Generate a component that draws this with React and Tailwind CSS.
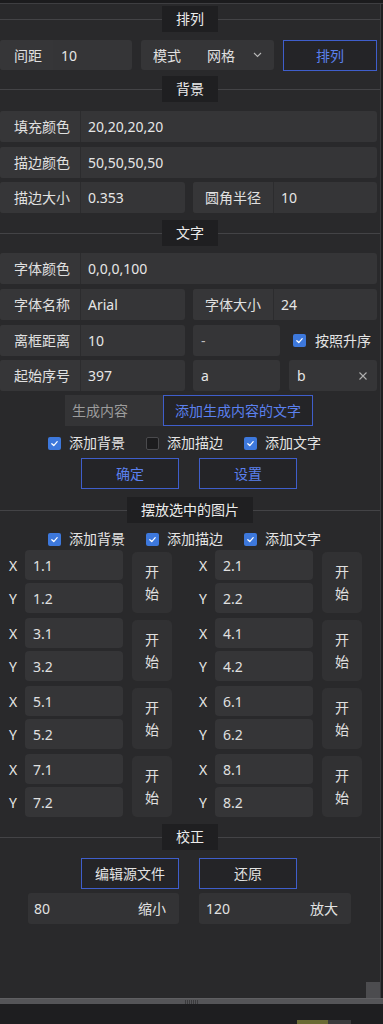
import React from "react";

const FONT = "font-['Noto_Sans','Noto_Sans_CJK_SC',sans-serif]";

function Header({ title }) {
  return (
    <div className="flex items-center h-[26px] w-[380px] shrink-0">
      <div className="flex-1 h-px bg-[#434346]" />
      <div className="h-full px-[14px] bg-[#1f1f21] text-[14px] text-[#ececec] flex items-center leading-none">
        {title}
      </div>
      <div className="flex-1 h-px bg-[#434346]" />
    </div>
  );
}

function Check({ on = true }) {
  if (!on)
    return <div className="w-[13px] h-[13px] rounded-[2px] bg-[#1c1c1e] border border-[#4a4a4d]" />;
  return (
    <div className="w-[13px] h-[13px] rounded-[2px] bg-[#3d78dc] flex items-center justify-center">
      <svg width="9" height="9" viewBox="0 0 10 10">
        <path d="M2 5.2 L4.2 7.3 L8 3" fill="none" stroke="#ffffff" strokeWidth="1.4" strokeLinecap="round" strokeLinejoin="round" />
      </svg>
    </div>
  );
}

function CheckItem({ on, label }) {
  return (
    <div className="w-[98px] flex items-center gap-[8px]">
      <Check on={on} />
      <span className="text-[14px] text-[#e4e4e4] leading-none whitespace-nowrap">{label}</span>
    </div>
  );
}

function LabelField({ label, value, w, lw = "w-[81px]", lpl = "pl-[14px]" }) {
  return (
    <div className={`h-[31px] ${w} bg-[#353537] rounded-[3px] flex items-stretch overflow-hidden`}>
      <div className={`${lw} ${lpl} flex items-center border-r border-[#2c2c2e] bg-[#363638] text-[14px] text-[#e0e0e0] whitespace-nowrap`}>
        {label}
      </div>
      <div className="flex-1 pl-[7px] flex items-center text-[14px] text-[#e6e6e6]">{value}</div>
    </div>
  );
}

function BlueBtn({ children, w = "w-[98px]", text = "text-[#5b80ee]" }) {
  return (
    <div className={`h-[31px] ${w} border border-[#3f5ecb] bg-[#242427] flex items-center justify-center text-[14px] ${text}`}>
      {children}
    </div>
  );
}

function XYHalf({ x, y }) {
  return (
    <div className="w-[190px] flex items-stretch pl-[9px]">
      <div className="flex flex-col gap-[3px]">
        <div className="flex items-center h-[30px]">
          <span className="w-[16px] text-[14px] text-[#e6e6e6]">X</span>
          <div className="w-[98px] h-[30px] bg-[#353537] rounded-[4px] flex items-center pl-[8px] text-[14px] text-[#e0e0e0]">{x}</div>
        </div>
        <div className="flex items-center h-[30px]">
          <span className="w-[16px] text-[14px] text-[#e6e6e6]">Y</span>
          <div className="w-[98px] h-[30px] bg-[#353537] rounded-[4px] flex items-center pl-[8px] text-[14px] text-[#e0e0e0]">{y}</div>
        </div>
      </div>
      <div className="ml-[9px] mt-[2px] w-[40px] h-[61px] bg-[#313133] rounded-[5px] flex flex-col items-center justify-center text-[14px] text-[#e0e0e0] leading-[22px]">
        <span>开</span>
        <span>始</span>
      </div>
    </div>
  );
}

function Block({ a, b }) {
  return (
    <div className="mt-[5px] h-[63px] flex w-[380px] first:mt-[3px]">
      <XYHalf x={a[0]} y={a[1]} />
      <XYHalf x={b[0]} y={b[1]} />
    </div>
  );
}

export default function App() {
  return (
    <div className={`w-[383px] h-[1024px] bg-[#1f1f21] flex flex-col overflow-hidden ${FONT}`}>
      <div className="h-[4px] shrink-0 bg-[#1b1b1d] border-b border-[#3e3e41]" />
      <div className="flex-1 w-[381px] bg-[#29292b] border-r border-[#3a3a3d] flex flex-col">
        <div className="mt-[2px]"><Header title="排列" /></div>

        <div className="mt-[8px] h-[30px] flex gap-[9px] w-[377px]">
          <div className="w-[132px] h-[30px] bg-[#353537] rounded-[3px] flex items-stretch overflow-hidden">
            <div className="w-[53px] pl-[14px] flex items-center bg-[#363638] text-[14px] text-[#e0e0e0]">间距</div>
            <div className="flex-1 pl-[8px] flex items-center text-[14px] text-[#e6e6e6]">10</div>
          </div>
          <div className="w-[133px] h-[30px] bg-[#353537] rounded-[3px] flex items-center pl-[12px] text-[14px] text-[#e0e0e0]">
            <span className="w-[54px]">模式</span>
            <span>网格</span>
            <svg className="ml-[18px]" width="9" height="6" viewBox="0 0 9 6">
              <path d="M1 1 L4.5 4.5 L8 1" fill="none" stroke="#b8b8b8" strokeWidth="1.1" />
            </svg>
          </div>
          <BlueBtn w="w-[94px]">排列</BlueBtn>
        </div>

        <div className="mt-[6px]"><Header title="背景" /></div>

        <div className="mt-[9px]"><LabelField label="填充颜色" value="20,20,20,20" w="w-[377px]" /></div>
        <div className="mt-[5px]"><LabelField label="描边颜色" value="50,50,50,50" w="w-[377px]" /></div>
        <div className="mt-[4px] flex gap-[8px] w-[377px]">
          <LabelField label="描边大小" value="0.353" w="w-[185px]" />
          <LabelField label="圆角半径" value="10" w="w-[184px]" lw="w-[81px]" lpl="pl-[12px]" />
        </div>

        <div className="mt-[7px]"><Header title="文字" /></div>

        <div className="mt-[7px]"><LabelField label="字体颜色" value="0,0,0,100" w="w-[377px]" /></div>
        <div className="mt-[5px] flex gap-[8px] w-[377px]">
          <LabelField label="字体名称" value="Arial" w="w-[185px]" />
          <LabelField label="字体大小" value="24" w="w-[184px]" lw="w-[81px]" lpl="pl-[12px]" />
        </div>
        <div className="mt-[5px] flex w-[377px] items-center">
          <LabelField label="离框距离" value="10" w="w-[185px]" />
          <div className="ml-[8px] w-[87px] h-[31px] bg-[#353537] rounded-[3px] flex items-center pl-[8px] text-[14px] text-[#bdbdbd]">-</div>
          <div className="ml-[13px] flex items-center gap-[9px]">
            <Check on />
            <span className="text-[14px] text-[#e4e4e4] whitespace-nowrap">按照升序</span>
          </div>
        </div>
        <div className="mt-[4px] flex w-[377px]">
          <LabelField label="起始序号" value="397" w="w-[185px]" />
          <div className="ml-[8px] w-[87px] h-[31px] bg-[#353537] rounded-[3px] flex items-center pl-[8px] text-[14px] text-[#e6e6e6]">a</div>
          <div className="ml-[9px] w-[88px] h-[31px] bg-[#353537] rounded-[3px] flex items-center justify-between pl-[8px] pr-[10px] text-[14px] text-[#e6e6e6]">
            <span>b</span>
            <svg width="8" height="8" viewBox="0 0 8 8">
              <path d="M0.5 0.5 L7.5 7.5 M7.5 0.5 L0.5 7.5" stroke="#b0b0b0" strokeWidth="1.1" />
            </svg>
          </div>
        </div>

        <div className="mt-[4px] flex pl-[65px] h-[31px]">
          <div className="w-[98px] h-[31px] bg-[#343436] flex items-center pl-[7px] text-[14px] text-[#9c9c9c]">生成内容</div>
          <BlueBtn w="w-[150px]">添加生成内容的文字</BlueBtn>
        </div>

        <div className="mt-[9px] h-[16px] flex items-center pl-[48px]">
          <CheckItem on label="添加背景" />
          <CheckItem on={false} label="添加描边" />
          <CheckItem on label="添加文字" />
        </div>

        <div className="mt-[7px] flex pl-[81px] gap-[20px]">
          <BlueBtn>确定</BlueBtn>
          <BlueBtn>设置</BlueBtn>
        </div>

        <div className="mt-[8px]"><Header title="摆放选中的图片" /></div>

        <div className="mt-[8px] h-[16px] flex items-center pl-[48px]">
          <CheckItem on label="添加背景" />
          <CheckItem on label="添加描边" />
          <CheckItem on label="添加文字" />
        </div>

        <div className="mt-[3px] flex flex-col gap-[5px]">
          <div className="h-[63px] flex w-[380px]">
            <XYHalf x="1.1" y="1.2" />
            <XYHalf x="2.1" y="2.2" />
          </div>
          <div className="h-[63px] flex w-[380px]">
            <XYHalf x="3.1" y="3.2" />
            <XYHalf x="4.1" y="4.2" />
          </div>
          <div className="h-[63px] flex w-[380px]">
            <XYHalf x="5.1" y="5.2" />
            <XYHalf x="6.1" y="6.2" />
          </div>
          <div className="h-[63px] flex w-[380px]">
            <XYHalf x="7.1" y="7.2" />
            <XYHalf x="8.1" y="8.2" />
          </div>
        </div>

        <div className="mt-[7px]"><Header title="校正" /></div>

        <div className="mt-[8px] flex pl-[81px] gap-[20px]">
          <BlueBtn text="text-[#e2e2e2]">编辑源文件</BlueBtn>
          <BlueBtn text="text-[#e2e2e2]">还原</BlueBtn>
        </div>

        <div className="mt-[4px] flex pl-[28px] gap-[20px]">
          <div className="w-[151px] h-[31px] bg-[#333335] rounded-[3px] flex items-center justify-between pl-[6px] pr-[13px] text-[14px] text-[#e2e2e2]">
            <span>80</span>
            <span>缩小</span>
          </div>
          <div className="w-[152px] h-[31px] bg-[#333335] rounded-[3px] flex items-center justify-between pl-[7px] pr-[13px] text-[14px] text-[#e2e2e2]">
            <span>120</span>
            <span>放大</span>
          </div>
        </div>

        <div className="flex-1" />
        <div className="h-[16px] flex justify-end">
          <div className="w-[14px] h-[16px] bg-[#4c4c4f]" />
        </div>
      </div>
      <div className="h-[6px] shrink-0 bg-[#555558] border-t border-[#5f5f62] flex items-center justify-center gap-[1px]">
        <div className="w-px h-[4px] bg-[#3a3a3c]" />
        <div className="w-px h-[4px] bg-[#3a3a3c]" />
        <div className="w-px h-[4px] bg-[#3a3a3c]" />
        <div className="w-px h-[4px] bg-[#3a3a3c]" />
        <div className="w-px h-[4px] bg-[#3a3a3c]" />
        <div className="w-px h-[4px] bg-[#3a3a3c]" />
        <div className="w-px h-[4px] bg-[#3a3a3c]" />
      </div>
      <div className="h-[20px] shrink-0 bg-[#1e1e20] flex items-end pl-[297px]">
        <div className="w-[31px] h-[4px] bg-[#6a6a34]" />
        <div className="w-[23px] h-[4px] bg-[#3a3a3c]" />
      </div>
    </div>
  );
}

• • • •

- [TASK DESCRIPTION] Search the lines for the string "React" and copy every line that has it.

- [TASK SOLUTION]
Generate a component that draws this with React and Tailwind CSS.
import React from "react";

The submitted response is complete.